The Trioderizer - a solid state triode
The Trioderizer - a solid state triode
[off topic, apologies:]
Mickeystan has built a "Crazy/Twin Drive" 6DQ5 P-P amplifier here:
http://www.diyaudio.com/forums/tube...nificent-television-tubes-67.html#post4675483
There are likely some other amps in progress (several inquiries, SE too), one on the bench here. The front end needs to be able to develop sufficient drive for grid 2, although about 30% less than for pure g2 drive. The TV Sweep type output tubes are most amenable, with their lower grid 2 voltages. Some form of N Fdbk is needed to lower the output impedance.

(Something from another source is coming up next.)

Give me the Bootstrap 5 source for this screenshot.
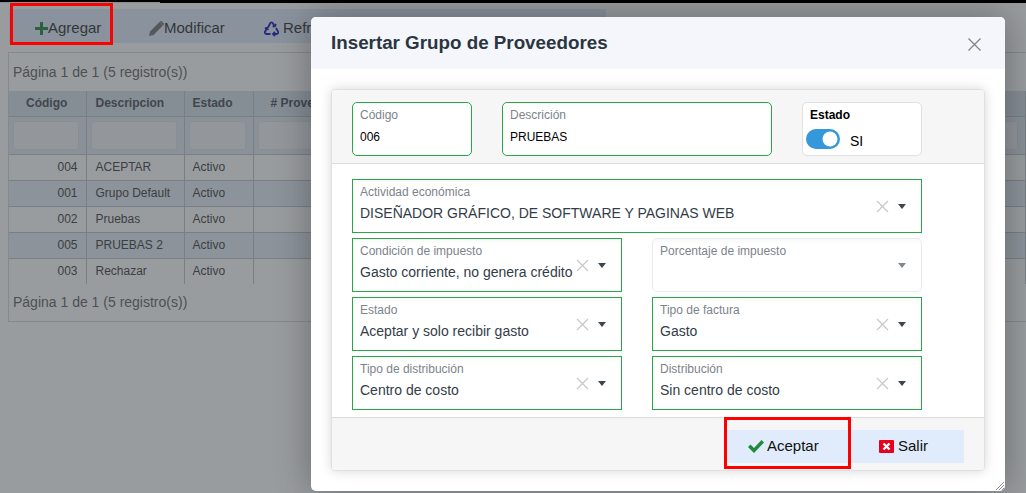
<!DOCTYPE html>
<html lang="es">
<head>
<meta charset="utf-8">
<title>Grupo de Proveedores</title>
<link href="https://cdn.jsdelivr.net/npm/bootstrap@5.3.0/dist/css/bootstrap.min.css" rel="stylesheet">
<style>
html,body{height:493px;overflow:hidden}
body{background:#fff;font-family:"Liberation Sans",Arial,sans-serif;font-size:14px;color:#212529;position:relative}
.franja{height:3px;background:#000;margin-bottom:6px;position:relative;z-index:2;padding-top:2px}
.franja div{height:1px;width:160px;background:#8a8f93}
.barra{height:34px;width:597px;margin-left:9px;background:#e0ebfb;padding:5px 0 0 26px;font-size:15px;color:#333}
.barra .boton{height:29px}
.barra .b1{width:114px}.barra .b2{width:115px}.barra .b3{width:115px}
.barra .boton svg{flex:none}
.panel{margin:9px 0 0 8px;height:270px;border:1px solid #d5d8db;border-right:0;color:#555}
.paginas{height:38px;line-height:38px;padding-left:4px;font-size:14px;color:#666}
.pie{margin-top:-1px}
.tabla{table-layout:fixed;width:100%;border-collapse:collapse;font-size:12px;color:#444}
.tabla .k1{width:77px}.tabla .k2{width:98px}.tabla .k3{width:69px}
.tabla th{background:#d6e0ea;height:25px;padding:0 0 0 9px;text-align:left;border-right:1px solid #bfc5ca;border-bottom:1px solid #bfc5ca;color:#4d5359}
.tabla th.t1{padding-left:17px}
.tabla th.t3{padding-left:8px}
.tabla th.t4{padding-left:17px}
.tabla .filtros td{background:#e0e8f0;height:37px;padding:4px 7px 4px 4px;border-right:1px solid #bfc5ca;border-bottom:1px solid #bfc5ca}
.tabla .filtros span{display:block;height:29px;background:#f2f4f6;border:1px solid #dfe3e7;border-radius:3px}
.tabla td{height:26px;padding:0 8px 0 9px;border-right:1px solid #bfc5ca;border-bottom:1px solid #bfc5ca}
.tabla td.est{padding-left:8px}
.tabla tr.par td{background:#e4ecf5}
.tabla td.num{text-align:right}
.tabla tr:last-child td{border-bottom:0}
.velo{position:absolute;inset:0;background:rgba(52,58,64,.5)}
.ventana{position:absolute;left:311px;top:17px;width:694px;height:474px;border:0;border-radius:5px;background:#fff;box-shadow:0 0 36px rgba(0,0,0,.32);overflow:hidden}
.ventana .cabeza{height:52px;background:#f4f6fb;border:0;border-radius:0;padding:2px 24px 0 20px}
.ventana .titulo{font-size:18.8px;font-weight:700;color:#2b3640;margin:0 0 2px}
.equis{width:13px;height:13px;color:#7d848b}
.ficha{position:absolute;left:20px;top:72px;width:654px;height:382px;border:1px solid #e0e0e0;border-radius:4px;box-shadow:0 0 12px rgba(0,0,0,.16);overflow:hidden}
.ficha .card-header{height:74px;background:#f6f6f6;border-bottom:1px solid #dcdcdc;padding:12px 20px 0;gap:30px;border-radius:0;flex:none}
.ficha .card-body{height:253px;padding:15px 20px 0;flex:none;background:#fff}
.ficha .card-footer{height:54px;background:#f6f6f6;border-top:1px solid #dcdcdc;padding:12px 20px 0 0;border-radius:0;flex:none}
.caja{height:54px;background:#fff;border:1px solid #28a745;border-radius:5px;padding:4px 7px;font-size:12px;color:#000;line-height:16px}
.caja .rotulo{color:#7b838b;display:block;margin-bottom:6px}
.c-corta{width:120px}.c-larga{width:270px}
.c-estado{border-color:#dfe1e3;padding:4px 3px}
.c-estado b{display:block;padding-left:4px;height:22px}
.c-estado .form-check{padding:0;margin:0;min-height:0;height:20px;gap:10px;font-size:14px}
.c-estado .form-check span{margin-top:4px}
.c-estado .form-check-input{float:none;margin:0;width:34px;height:20px;border:0;background-color:#3498db}
.campos{display:grid;grid-template-columns:270px 270px;column-gap:30px;row-gap:5px}
.campo{height:54px;border:1px solid #28a745;padding:0 15px 0 7px;background:#fff;box-shadow:inset 0 6px 6px -6px rgba(0,0,0,.06)}
.campo.ancho{grid-column:1 / span 2}
.campo.vacio{border-color:#e9ebed;border-radius:5px}
.campo .texto{margin-bottom:6px}
.campo .rotulo{display:block;font-size:12px;line-height:14px;color:#7b838b}
.campo .valor{display:block;font-size:14px;line-height:18px;color:#333d47;margin-top:5px;min-height:18px;white-space:nowrap}
.mandos{gap:9px;margin-top:1px}
.mandos svg{display:block}
.cierre{width:13px;height:13px;color:#c8c8c8}
.punta{width:0;height:0;border-left:4px solid transparent;border-right:4px solid transparent;border-top:5px solid #3c4650}
.vacio .punta{border-top-color:#7f878f}
.accion{height:33px;background:#e0ebfb;border:0;border-radius:0;font-size:15px;color:#111;padding:0;gap:3px}
.accion:hover{background:#e0ebfb;color:#111}
.a-ok{width:121px;padding-left:21px}.a-no{width:116px;padding-left:31px;gap:4px}
.marca{position:absolute;border:3px solid #f00;pointer-events:none}
.marca-a{left:10px;top:3px;width:103px;height:42px}
.marca-b{left:724px;top:417px;width:127px;height:52px}
.asa{position:absolute;right:1px;bottom:1px;width:8px;height:8px}
</style>
</head>
<body>
<div class="franja"><div></div></div>
<div class="barra d-flex align-items-center">
  <div class="boton b1 d-flex align-items-center">
    <svg width="13" height="13" viewBox="0 0 13 13"><path d="M5 0h3v5h5v3H8v5H5V8H0V5h5z" fill="#1f8a3a"/></svg><span>Agregar</span>
  </div>
  <div class="boton b2 d-flex align-items-center">
    <svg width="15" height="15" viewBox="0 0 15 15"><path d="M0 15l1-4.500L10.500 1 14 4.500 4.500 14z" fill="#777"/><path d="M11.300.3a1 1 0 0 1 1.400 0l2 2a1 1 0 0 1 0 1.400l-.6.6-3.400-3.400z" fill="#777"/></svg><span>Modificar</span>
  </div>
  <div class="boton b3 d-flex align-items-center gap-1">
    <svg width="15" height="16" viewBox="0 0 15 16" fill="none" stroke="#1818b8" stroke-width="1.800"><path d="M4 6.500L6.300 2q1.200-1.300 2.400 0l1.600 2.700"/><path d="M8.600 5.500l2.400-.3.800-2.300"/><path d="M12 7l2 3.600q.8 1.900-1.200 2.400H9.500"/><path d="M11 11l-2 2 2 2"/><path d="M6.500 13H2.200Q.3 12.500 1 10.700L3 7.300"/><path d="M.8 7.300l2.400-.6.800 2.300"/></svg><span>Refrescar</span>
  </div>
</div>
<div class="panel">
  <div class="paginas">Página 1 de 1 (5 registro(s))</div>
  <table class="tabla">
    <colgroup><col class="k1"><col class="k2"><col class="k3"><col></colgroup>
    <thead>
      <tr><th class="t1">Código</th><th>Descripcion</th><th class="t3">Estado</th><th class="t4"># Proveedores</th></tr>
    </thead>
    <tbody>
      <tr class="filtros"><td><span></span></td><td><span></span></td><td><span></span></td><td><span></span></td></tr>
      <tr><td class="num">004</td><td>ACEPTAR</td><td class="est">Activo</td><td></td></tr>
      <tr class="par"><td class="num">001</td><td>Grupo Default</td><td class="est">Activo</td><td></td></tr>
      <tr><td class="num">002</td><td>Pruebas</td><td class="est">Activo</td><td></td></tr>
      <tr class="par"><td class="num">005</td><td>PRUEBAS 2</td><td class="est">Activo</td><td></td></tr>
      <tr><td class="num">003</td><td>Rechazar</td><td class="est">Activo</td><td></td></tr>
    </tbody>
  </table>
  <div class="paginas pie">Página 1 de 1 (5 registro(s))</div>
</div>
<div class="velo"></div>
<div class="ventana modal-content">
  <div class="cabeza modal-header d-flex justify-content-between align-items-center">
    <h5 class="titulo">Insertar Grupo de Proveedores</h5>
    <svg class="equis" viewBox="0 0 13 13" fill="none" stroke="currentColor" stroke-width="1.300"><path d="M.5.5l12 12M12.500.5l-12 12"/></svg>
  </div>
  <div class="ficha card">
    <div class="card-header d-flex">
      <div class="caja c-corta"><span class="rotulo">Código</span>006</div>
      <div class="caja c-larga"><span class="rotulo">Descrición</span>PRUEBAS</div>
      <div class="caja c-corta c-estado"><b>Estado</b>
        <div class="form-check form-switch d-flex align-items-center"><input class="form-check-input" type="checkbox" checked aria-label="Estado"><span>SI</span></div>
      </div>
    </div>
    <div class="card-body">
      <div class="campos">
        <div class="campo ancho d-flex justify-content-between align-items-center">
          <div class="texto"><span class="rotulo">Actividad económica</span><span class="valor">DISEÑADOR GRÁFICO, DE SOFTWARE Y PAGINAS WEB</span></div>
          <div class="mandos d-flex align-items-center"><svg class="cierre" viewBox="0 0 13 13" fill="none" stroke="currentColor" stroke-width="1.200"><path d="M1 1l11 11M12 1L1 12"/></svg><i class="punta"></i></div>
        </div>
        <div class="campo d-flex justify-content-between align-items-center">
          <div class="texto"><span class="rotulo">Condición de impuesto</span><span class="valor">Gasto corriente, no genera crédito</span></div>
          <div class="mandos d-flex align-items-center"><svg class="cierre" viewBox="0 0 13 13" fill="none" stroke="currentColor" stroke-width="1.200"><path d="M1 1l11 11M12 1L1 12"/></svg><i class="punta"></i></div>
        </div>
        <div class="campo vacio d-flex justify-content-between align-items-center">
          <div class="texto"><span class="rotulo">Porcentaje de impuesto</span><span class="valor"></span></div>
          <div class="mandos d-flex align-items-center"><i class="punta"></i></div>
        </div>
        <div class="campo d-flex justify-content-between align-items-center">
          <div class="texto"><span class="rotulo">Estado</span><span class="valor">Aceptar y solo recibir gasto</span></div>
          <div class="mandos d-flex align-items-center"><svg class="cierre" viewBox="0 0 13 13" fill="none" stroke="currentColor" stroke-width="1.200"><path d="M1 1l11 11M12 1L1 12"/></svg><i class="punta"></i></div>
        </div>
        <div class="campo d-flex justify-content-between align-items-center">
          <div class="texto"><span class="rotulo">Tipo de factura</span><span class="valor">Gasto</span></div>
          <div class="mandos d-flex align-items-center"><svg class="cierre" viewBox="0 0 13 13" fill="none" stroke="currentColor" stroke-width="1.200"><path d="M1 1l11 11M12 1L1 12"/></svg><i class="punta"></i></div>
        </div>
        <div class="campo d-flex justify-content-between align-items-center">
          <div class="texto"><span class="rotulo">Tipo de distribución</span><span class="valor">Centro de costo</span></div>
          <div class="mandos d-flex align-items-center"><svg class="cierre" viewBox="0 0 13 13" fill="none" stroke="currentColor" stroke-width="1.200"><path d="M1 1l11 11M12 1L1 12"/></svg><i class="punta"></i></div>
        </div>
        <div class="campo d-flex justify-content-between align-items-center">
          <div class="texto"><span class="rotulo">Distribución</span><span class="valor">Sin centro de costo</span></div>
          <div class="mandos d-flex align-items-center"><svg class="cierre" viewBox="0 0 13 13" fill="none" stroke="currentColor" stroke-width="1.200"><path d="M1 1l11 11M12 1L1 12"/></svg><i class="punta"></i></div>
        </div>
      </div>
    </div>
    <div class="card-footer d-flex justify-content-end">
      <button type="button" class="btn accion a-ok d-flex align-items-center">
        <svg width="16" height="13" viewBox="0 0 16 13"><path d="M0 7l2.500-2.500L6 8l7.500-8L16 2.500 6 13z" fill="#1f8a3a"/></svg><span>Aceptar</span>
      </button>
      <button type="button" class="btn accion a-no d-flex align-items-center">
        <svg width="15" height="13" viewBox="0 0 15 13"><rect width="15" height="13" rx="1" fill="#e8001c"/><path d="M4.500 3.500l6 6M10.500 3.500l-6 6" stroke="#fff" stroke-width="2.400"/></svg><span>Salir</span>
      </button>
    </div>
  </div>
  <svg class="asa" viewBox="0 0 8 8" stroke="#8a8a8a" stroke-width="1"><path d="M0 8l8-8M3 8l5-5M6 8l2-2"/></svg>
</div>
<div class="marca marca-a"></div>
<div class="marca marca-b"></div>
</body>
</html>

After some discussion among early investigators, the name is being slowly transitioned to "Twin Drive" from the earlier "Crazy Drive" moniker, to make it more respectable to new designers. "Crazy Drive" might have been more representative of first schematic impressions, from seasoned designers, since it looks unlikely to work. But work it does. Beyond all expectations. Not even any screen kinks left.
Surprisingly, there is no obvious N feedback in the Crazy/Twin Drive scheme. Both grids are driven up front, but one by voltage (grid 2) and the other (grid 1) largely by current. The opposite curvature of each can be adjusted to compensate amazingly well. The no N Fdbk crowd should like that, however, the output Z is like a pentode. So getting the Zout down for damping requires some form of N Fdbk. Local N Fdbk to the driver stage can avoid the need for an expensive high bandwidth OT. (although only limited global N Fdbk is needed for Zout, and that removes the OT winding resistance issue also) Distortion will then be vanishingly low unless one introduces some 2nd or 3rd harmonic in the driver setup. (ie, you don't need classical HIGH level global N Fdbk to get the distortion down, its already low)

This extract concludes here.